• Brief: Return each line of the data below verbatim; pictures are to be left out.

• Dataset extract:
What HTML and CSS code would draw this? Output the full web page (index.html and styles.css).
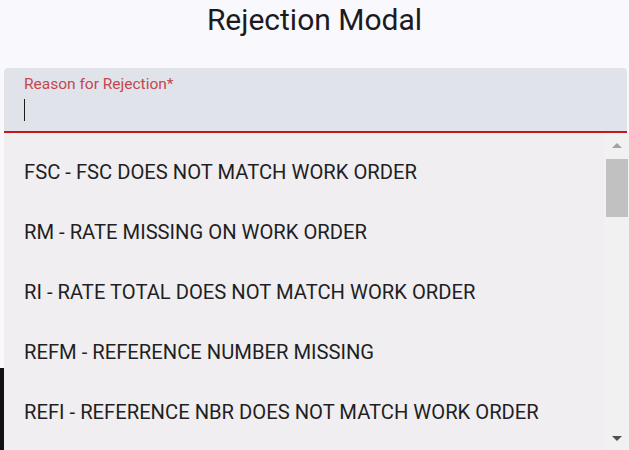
FILE: index.html
```html
<!DOCTYPE html>
<html>
<head>
<meta charset="utf-8">
<link rel="stylesheet" href="styles.css">
</head>
<body>
<div class="page">
  <h1 class="title">Rejection Modal</h1>
  <div class="field">
    <label class="label">Reason for Rejection*</label>
    <div class="input"><span class="caret"></span></div>
  </div>
  <div class="panel">
    <ul class="options">
      <li class="option">FSC - FSC DOES NOT MATCH WORK ORDER</li>
      <li class="option">RM - RATE MISSING ON WORK ORDER</li>
      <li class="option">RI - RATE TOTAL DOES NOT MATCH WORK ORDER</li>
      <li class="option">REFM - REFERENCE NUMBER MISSING</li>
      <li class="option">REFI - REFERENCE NBR DOES NOT MATCH WORK ORDER</li>
    </ul>
    <div class="scrollbar">
      <div class="arrow up"></div>
      <div class="thumb"></div>
      <div class="track"></div>
      <div class="arrow down"></div>
    </div>
  </div>
  <div class="backdrop-edge"></div>
</div>
</body>
</html>
```
FILE: styles.css
```css
html, body {
  margin: 0;
  padding: 0;
  width: 629px;
  height: 450px;
  overflow: hidden;
  background: #f9f8fd;
  font-family: Roboto, "Liberation Sans", sans-serif;
}
.page {
  position: relative;
  height: 450px;
  display: flex;
  flex-direction: column;
}
.title {
  margin: 0;
  height: 68px;
  padding-top: 1px;
  box-sizing: border-box;
  text-align: center;
  font-weight: 400;
  font-size: 30px;
  line-height: 38px;
  color: #1b1b1f;
}
.field {
  margin: 0 2px 0 4px;
  height: 65px;
  box-sizing: border-box;
  background: #e1e3eb;
  border-radius: 4px 4px 0 0;
  border-bottom: 2px solid #c8161d;
  padding: 7px 20px 0 20px;
}
.label {
  display: block;
  font-size: 15.5px;
  line-height: 18px;
  color: #c4474c;
}
.input {
  height: 30px;
  display: flex;
  align-items: center;
}
.caret {
  display: block;
  width: 1px;
  height: 22px;
  background: #1b1b1f;
  margin-top: 4px;
}
.panel {
  margin-left: 4px;
  flex: 1;
  display: flex;
  background: #f0eef0;
  min-height: 0;
}
.options {
  list-style: none;
  margin: 0;
  padding: 9px 0 0 0;
  flex: 1;
}
.option {
  height: 60px;
  display: flex;
  align-items: center;
  padding-left: 20px;
  font-size: 20.2px;
  color: #1f1f24;
}
.scrollbar {
  width: 25px;
  background: #f1f1f1;
  display: flex;
  flex-direction: column;
  align-items: center;
}
.arrow {
  width: 0;
  height: 0;
  border-left: 5px solid transparent;
  border-right: 5px solid transparent;
}
.arrow.up {
  margin-top: 10px;
  border-bottom: 5px solid #a3a3a3;
}
.thumb {
  margin-top: 11px;
  width: 22px;
  height: 58px;
  background: #c1c1c1;
}
.track {
  flex: 1;
}
.arrow.down {
  margin-bottom: 9px;
  border-top: 5px solid #505050;
}
.backdrop-edge {
  position: absolute;
  left: 0;
  top: 368px;
  width: 4px;
  height: 82px;
  background: #111;
}
```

• Result:
What HTML and CSS code would draw this? Output the full web page (index.html and styles.css).
FILE: index.html
```html
<!DOCTYPE html>
<html>
<head>
<meta charset="utf-8">
<link rel="stylesheet" href="styles.css">
</head>
<body>
<div class="page">
  <h1 class="title">Rejection Modal</h1>
  <div class="field">
    <label class="label">Reason for Rejection*</label>
    <div class="input"><span class="caret"></span></div>
  </div>
  <div class="panel">
    <ul class="options">
      <li class="option">FSC - FSC DOES NOT MATCH WORK ORDER</li>
      <li class="option">RM - RATE MISSING ON WORK ORDER</li>
      <li class="option">RI - RATE TOTAL DOES NOT MATCH WORK ORDER</li>
      <li class="option">REFM - REFERENCE NUMBER MISSING</li>
      <li class="option">REFI - REFERENCE NBR DOES NOT MATCH WORK ORDER</li>
    </ul>
    <div class="scrollbar">
      <div class="arrow up"></div>
      <div class="thumb"></div>
      <div class="track"></div>
      <div class="arrow down"></div>
    </div>
  </div>
  <div class="backdrop-edge"></div>
</div>
</body>
</html>
```
FILE: styles.css
```css
html, body {
  margin: 0;
  padding: 0;
  width: 629px;
  height: 450px;
  overflow: hidden;
  background: #f9f8fd;
  font-family: Roboto, "Liberation Sans", sans-serif;
}
.page {
  position: relative;
  height: 450px;
  display: flex;
  flex-direction: column;
}
.title {
  margin: 0;
  height: 68px;
  padding-top: 1px;
  box-sizing: border-box;
  text-align: center;
  font-weight: 400;
  font-size: 30px;
  line-height: 38px;
  color: #1b1b1f;
}
.field {
  margin: 0 2px 0 4px;
  height: 65px;
  box-sizing: border-box;
  background: #e1e3eb;
  border-radius: 4px 4px 0 0;
  border-bottom: 2px solid #c8161d;
  padding: 7px 20px 0 20px;
}
.label {
  display: block;
  font-size: 15.5px;
  line-height: 18px;
  color: #c4474c;
}
.input {
  height: 30px;
  display: flex;
  align-items: center;
}
.caret {
  display: block;
  width: 1px;
  height: 22px;
  background: #1b1b1f;
  margin-top: 4px;
}
.panel {
  margin-left: 4px;
  flex: 1;
  display: flex;
  background: #f0eef0;
  min-height: 0;
}
.options {
  list-style: none;
  margin: 0;
  padding: 9px 0 0 0;
  flex: 1;
}
.option {
  height: 60px;
  display: flex;
  align-items: center;
  padding-left: 20px;
  font-size: 20.2px;
  color: #1f1f24;
}
.scrollbar {
  width: 25px;
  background: #f1f1f1;
  display: flex;
  flex-direction: column;
  align-items: center;
}
.arrow {
  width: 0;
  height: 0;
  border-left: 5px solid transparent;
  border-right: 5px solid transparent;
}
.arrow.up {
  margin-top: 10px;
  border-bottom: 5px solid #a3a3a3;
}
.thumb {
  margin-top: 11px;
  width: 22px;
  height: 58px;
  background: #c1c1c1;
}
.track {
  flex: 1;
}
.arrow.down {
  margin-bottom: 9px;
  border-top: 5px solid #505050;
}
.backdrop-edge {
  position: absolute;
  left: 0;
  top: 368px;
  width: 4px;
  height: 82px;
  background: #111;
}
```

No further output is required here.